[Entries with page source code]
....
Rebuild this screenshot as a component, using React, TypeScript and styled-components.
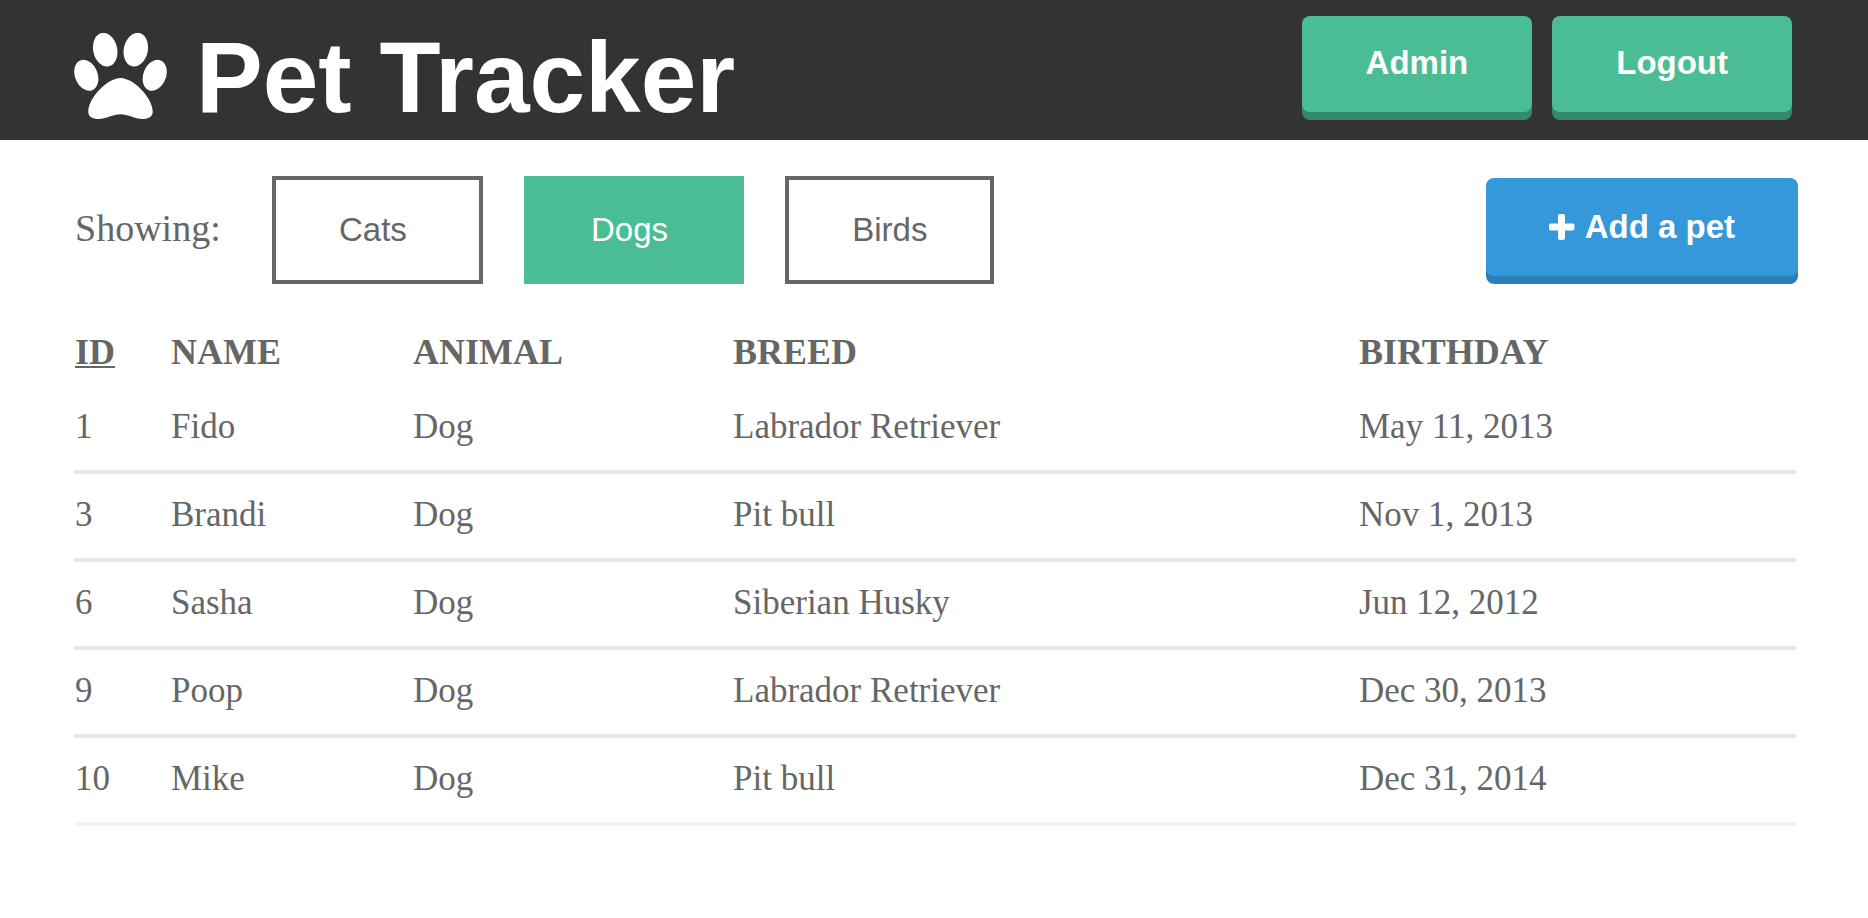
import { useState } from "react";
import styled, { createGlobalStyle, css } from "styled-components";

const color = {
  ink: "#666666",
  dark: "#333333",
  green: "#4bbd94",
  greenEdge: "#338a6a",
  blue: "#3598db",
  blueEdge: "#2a80b9",
  rule: "#e7e7e7",
  ruleLast: "#f3f3f3",
};

const sans = '"Liberation Sans", Helvetica, Arial, sans-serif';
const serif = '"Liberation Serif", Georgia, serif';

const GlobalStyle = createGlobalStyle`
  *, *::before, *::after { box-sizing: border-box; }
  body {
    margin: 0;
    background: #fff;
    color: ${color.ink};
    font-family: ${serif};
  }
`;

const Header = styled.header`
  display: flex;
  justify-content: space-between;
  align-items: flex-start;
  min-height: 140px;
  padding: 16px 76px 0 74px;
  background: ${color.dark};
`;

const Brand = styled.h1`
  display: flex;
  align-items: center;
  gap: 28px;
  margin: 0;
  padding-top: 11px;
  color: #fff;
  font: bold 100px/100px ${sans};
  white-space: nowrap;
`;

const Nav = styled.nav`
  display: flex;
  gap: 20px;
`;

const buttonFace = css`
  display: inline-flex;
  align-items: center;
  gap: 10px;
  border: 0;
  border-radius: 8px;
  color: #fff;
  font: bold 33px/36px ${sans};
  text-decoration: none;
  white-space: nowrap;
  cursor: pointer;
`;

const NavLink = styled.a`
  ${buttonFace}
  padding: 29px 64px 31px;
  background: ${color.green};
  box-shadow: 0 8px 0 ${color.greenEdge};
`;

const AddButton = styled.button`
  ${buttonFace}
  margin-top: 2px;
  padding: 31px 63px;
  background: ${color.blue};
  box-shadow: 0 8px 0 ${color.blueEdge};
`;

const Toolbar = styled.section`
  display: flex;
  justify-content: space-between;
  align-items: flex-start;
  padding: 36px 70px 0 74px;
`;

const Filters = styled.div`
  display: flex;
  align-items: baseline;
  gap: 41px;
`;

const FilterLabel = styled.span`
  flex: 0 0 157px;
  padding-left: 1px;
  font-size: 38px;
  line-height: 44px;
`;

const FilterButton = styled.button<{ $active: boolean }>`
  padding: 32px 63px;
  border: 4px solid ${(p) => (p.$active ? color.green : color.ink)};
  border-radius: 0;
  background: ${(p) => (p.$active ? color.green : "#fff")};
  color: ${(p) => (p.$active ? "#fff" : color.ink)};
  font: 33px/36px ${sans};
  white-space: pre;
  cursor: pointer;
`;

const TableArea = styled.main`
  padding: 48px 72px 0 74px;
`;

const Table = styled.table`
  width: 100%;
  table-layout: fixed;
  border-collapse: separate;
  border-spacing: 0;
  font-size: 35px;
  line-height: 40px;
  text-align: left;
`;

const HeadCell = styled.th<{ $width?: number; $sorted?: boolean }>`
  width: ${(p) => (p.$width ? `${p.$width}px` : "auto")};
  padding: 0 0 14px 1px;
  font-size: 36px;
  text-transform: uppercase;
  text-decoration: ${(p) => (p.$sorted ? "underline" : "none")};
  text-decoration-thickness: 2px;
  text-underline-offset: 2px;
`;

const Row = styled.tr`
  &:last-child > td {
    border-bottom-color: ${color.ruleLast};
  }
`;

const Cell = styled.td`
  padding: 21px 0 23px 1px;
  border-bottom: 4px solid ${color.rule};
`;

function Paw() {
  return (
    <svg width="94" height="88" viewBox="0 1 94 88" fill="#fff" aria-hidden="true">
      <ellipse cx="31.2" cy="17.7" rx="12" ry="17" transform="rotate(-12 31.2 17.7)" />
      <ellipse cx="61.8" cy="17.7" rx="12" ry="17" transform="rotate(12 61.8 17.7)" />
      <ellipse cx="12.3" cy="43.3" rx="11.3" ry="16" transform="rotate(-22 12.3 43.3)" />
      <ellipse cx="80.7" cy="43.3" rx="11.3" ry="16" transform="rotate(22 80.7 43.3)" />
      <path d="M46.5 46C59.5 46 78.7 66 78.7 79.5C78.7 85 74.5 87 68.5 87C60.5 87 54 82.3 46.5 82.3C39 82.3 32.5 87 24.5 87C18.5 87 14.3 85 14.3 79.5C14.3 66 33.5 46 46.5 46Z" />
    </svg>
  );
}

function Plus() {
  return (
    <svg width="26" height="26" viewBox="0 1 26 26" fill="#fff" aria-hidden="true">
      <rect x="0" y="10.5" width="25.5" height="7" rx="2" />
      <rect x="9" y="1" width="7" height="26" rx="2" />
    </svg>
  );
}

const animals = ["Cats ", "Dogs ", "Birds"];

const columns = [
  { label: "ID", width: 96 },
  { label: "Name", width: 242 },
  { label: "Animal", width: 320 },
  { label: "Breed", width: 626 },
  { label: "Birthday" },
];

const pets = [
  ["1", "Fido", "Dog", "Labrador Retriever", "May 11, 2013"],
  ["3", "Brandi", "Dog", "Pit bull", "Nov 1, 2013"],
  ["6", "Sasha", "Dog", "Siberian Husky", "Jun 12, 2012"],
  ["9", "Poop", "Dog", "Labrador Retriever", "Dec 30, 2013"],
  ["10", "Mike", "Dog", "Pit bull", "Dec 31, 2014"],
];

export default function App() {
  const [active, setActive] = useState(animals[1]);

  return (
    <>
      <GlobalStyle />
      <Header>
        <Brand>
          <Paw />
          Pet Tracker
        </Brand>
        <Nav>
          <NavLink href="#admin">Admin</NavLink>
          <NavLink href="#logout">Logout</NavLink>
        </Nav>
      </Header>
      <Toolbar>
        <Filters role="group" aria-labelledby="showing">
          <FilterLabel id="showing">Showing:</FilterLabel>
          {animals.map((animal) => (
            <FilterButton
              key={animal}
              type="button"
              $active={animal === active}
              aria-pressed={animal === active}
              onClick={() => setActive(animal)}
            >
              {animal}
            </FilterButton>
          ))}
        </Filters>
        <AddButton type="button">
          <Plus />
          Add a pet
        </AddButton>
      </Toolbar>
      <TableArea>
        <Table>
          <thead>
            <tr>
              {columns.map((column, i) => (
                <HeadCell key={column.label} scope="col" $width={column.width} $sorted={i === 0}>
                  {column.label}
                </HeadCell>
              ))}
            </tr>
          </thead>
          <tbody>
            {pets.map((pet) => (
              <Row key={pet[0]}>
                {pet.map((value, i) => (
                  <Cell key={i}>{value}</Cell>
                ))}
              </Row>
            ))}
          </tbody>
        </Table>
      </TableArea>
    </>
  );
}
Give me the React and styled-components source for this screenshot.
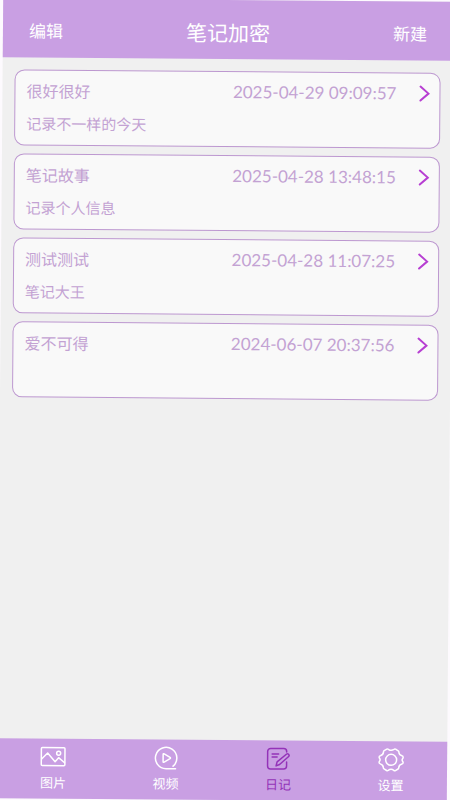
import React, { useState } from 'react'
import styled, { createGlobalStyle } from 'styled-components'

const GlobalStyle = createGlobalStyle`
    * {
        box-sizing: border-box;
    }
    body {
        margin: 0;
        overflow: hidden;
        background: #fdfafe;
        font-family: "Noto Sans CJK SC", sans-serif;
    }
`

const Screen = styled.div`
    display: flex;
    flex-direction: column;
    min-height: 100vh;
    background: #f0f0f0;
    transform: rotate(0.46deg);
`

const Header = styled.header`
    display: grid;
    grid-template-columns: 1fr auto 1fr;
    align-items: center;
    height: 59px;
    padding: 4px 26px 0;
    background: #c99fe3;
    color: #fff;
`

const Title = styled.h1`
    margin: 0;
    font-size: 21px;
    line-height: 28px;
    font-weight: 400;
`

const HeaderButton = styled.button`
    justify-self: ${props => props.$side};
    padding: 0;
    border: 0;
    background: none;
    color: inherit;
    font-family: inherit;
    font-size: 17px;
    line-height: 24px;
    cursor: pointer;
`

const NoteList = styled.ul`
    flex: 1;
    display: flex;
    flex-direction: column;
    gap: 8px;
    margin: 0;
    padding: 12px;
    list-style: none;
`

const Note = styled.a`
    display: flex;
    flex-direction: column;
    gap: 9px;
    height: 76px;
    padding: 8px 9px 0 11px;
    border: 1px solid #bd98d0;
    border-radius: 10px;
    background: #f9f9f9;
    color: #c3a2d3;
    text-decoration: none;
`

const NoteTop = styled.div`
    display: flex;
    align-items: center;
    height: 24px;
`

const NoteName = styled.span`
    flex: 1;
    font-size: 16px;
    line-height: 24px;
`

const NoteTime = styled.time`
    margin-right: 22px;
    font-family: Lato, "Noto Sans CJK SC", sans-serif;
    font-size: 17px;
    line-height: 24px;
`

const NoteText = styled.span`
    font-size: 15px;
    line-height: 24px;
`

const TabBar = styled.nav`
    display: flex;
    height: 60px;
    background: #c99fe3;
`

const Tab = styled.a`
    flex: 1;
    display: flex;
    flex-direction: column;
    align-items: center;
    gap: 1px;
    padding-top: 5px;
    color: ${props => (props.$active ? '#9433b8' : '#fff')};
    font-size: 13px;
    line-height: 20px;
    text-decoration: none;
`

const Icon = styled.svg`
    width: 28px;
    height: 28px;
    fill: none;
    stroke: currentColor;
    stroke-width: 1.5;
    stroke-linecap: round;
    stroke-linejoin: round;
`

const Arrow = styled.svg`
    width: 12px;
    height: 18px;
    fill: none;
    stroke: #b73fd2;
    stroke-width: 2;
    stroke-linecap: round;
`

const PictureIcon = () => (
    <Icon viewBox="0 0 28 28" aria-hidden="true">
        <rect x="2.2" y="4" width="23.6" height="18" rx="1" />
        <path d="M2.500 15.500 8.500 9.500l7.500 8.500 3.500-4 6 5" />
        <circle cx="19.500" cy="9.500" r="2" />
    </Icon>
)

const VideoIcon = () => (
    <Icon viewBox="0 0 28 28" aria-hidden="true">
        <path d="M23.500 24.200H14A10.700 10.700 0 1 1 21 21.600" />
        <path d="M11 10v7q0 1.200 1.100.6l5.800-3.500q.9-.6 0-1.200l-5.800-3.500q-1.100-.6-1.100.6z" />
    </Icon>
)

const DiaryIcon = () => (
    <Icon viewBox="0 0 28 28" aria-hidden="true">
        <path d="M22.500 6.500V6a3 3 0 0 0-3-3H6.500a3 3 0 0 0-3 3v14.500a3 3 0 0 0 3 3h13a3 3 0 0 0 3-3V16.500" />
        <path d="M8 8.500h6.500M8 11.500h5" />
        <path d="m12 20.500 1-4 9.500-8q1-.7 1.800.2l.4.500q.7 1-.2 1.800l-9 8z" />
    </Icon>
)

const SettingsIcon = () => (
    <Icon viewBox="0 0 28 28" aria-hidden="true">
        <path d="M9.600 2.800q.9-.5 1.600.2 2.800 2 5.600 0 .7-.7 1.600-.2l2.600 1.600q.8.500.7 1.400.2 2.700 3.100 3.600 1.200.3 1.200 1.400 0 .7-.4 1.200-1.200 1.500 0 3 .4.500.4 1.200 0 1.100-1.200 1.400-2.900.9-3.100 3.600.1.900-.7 1.400l-2.600 1.600q-.9.5-1.600-.2-2.800-2-5.600 0-.7.7-1.600.2L7 22.600q-.8-.5-.7-1.400-.2-2.700-3.100-3.600Q2 17.300 2 16.200q0-.7.400-1.200 1.200-1.500 0-3-.4-.5-.4-1.200 0-1.100 1.200-1.400 2.900-.9 3.100-3.600-.1-.9.7-1.400z" />
        <circle cx="14" cy="13.500" r="5.500" />
    </Icon>
)

const notes = [
    { name: '很好很好', time: '2025-04-29 09:09:57', text: '记录不一样的今天' },
    { name: '笔记故事', time: '2025-04-28 13:48:15', text: '记录个人信息' },
    { name: '测试测试', time: '2025-04-28 11:07:25', text: '笔记大王' },
    { name: '爱不可得', time: '2024-06-07 20:37:56', text: '' },
]

const tabs = [
    { id: 'pictures', label: '图片', icon: <PictureIcon /> },
    { id: 'videos', label: '视频', icon: <VideoIcon /> },
    { id: 'diary', label: '日记', icon: <DiaryIcon /> },
    { id: 'settings', label: '设置', icon: <SettingsIcon /> },
]

const App = () => {

    const [active, setActive] = useState('diary');

    return (
        <Screen>
            <GlobalStyle />
            <Header>
                <HeaderButton $side="start">编辑</HeaderButton>
                <Title>笔记加密</Title>
                <HeaderButton $side="end">新建</HeaderButton>
            </Header>
            <NoteList>
                {notes.map(note => (
                    <li key={note.time}>
                        <Note href="#note">
                            <NoteTop>
                                <NoteName>{note.name}</NoteName>
                                <NoteTime>{note.time}</NoteTime>
                                <Arrow viewBox="0 0 12 18" aria-hidden="true">
                                    <path d="M2 2l8 7-8 7" />
                                </Arrow>
                            </NoteTop>
                            {note.text && <NoteText>{note.text}</NoteText>}
                        </Note>
                    </li>
                ))}
            </NoteList>
            <TabBar>
                {tabs.map(tab => (
                    <Tab
                        key={tab.id}
                        href={`#${tab.id}`}
                        $active={tab.id === active}
                        onClick={() => setActive(tab.id)}
                    >
                        {tab.icon}
                        {tab.label}
                    </Tab>
                ))}
            </TabBar>
        </Screen>
    )
}

export default App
....
TASK TO COMPLETE:
Identify all lines where the word "this" shows up. Copy them.

TASK OUTPUT:
Rebuild this screenshot as a component, using React, TypeScript and styled-components.
Give me the React and styled-components source for this screenshot.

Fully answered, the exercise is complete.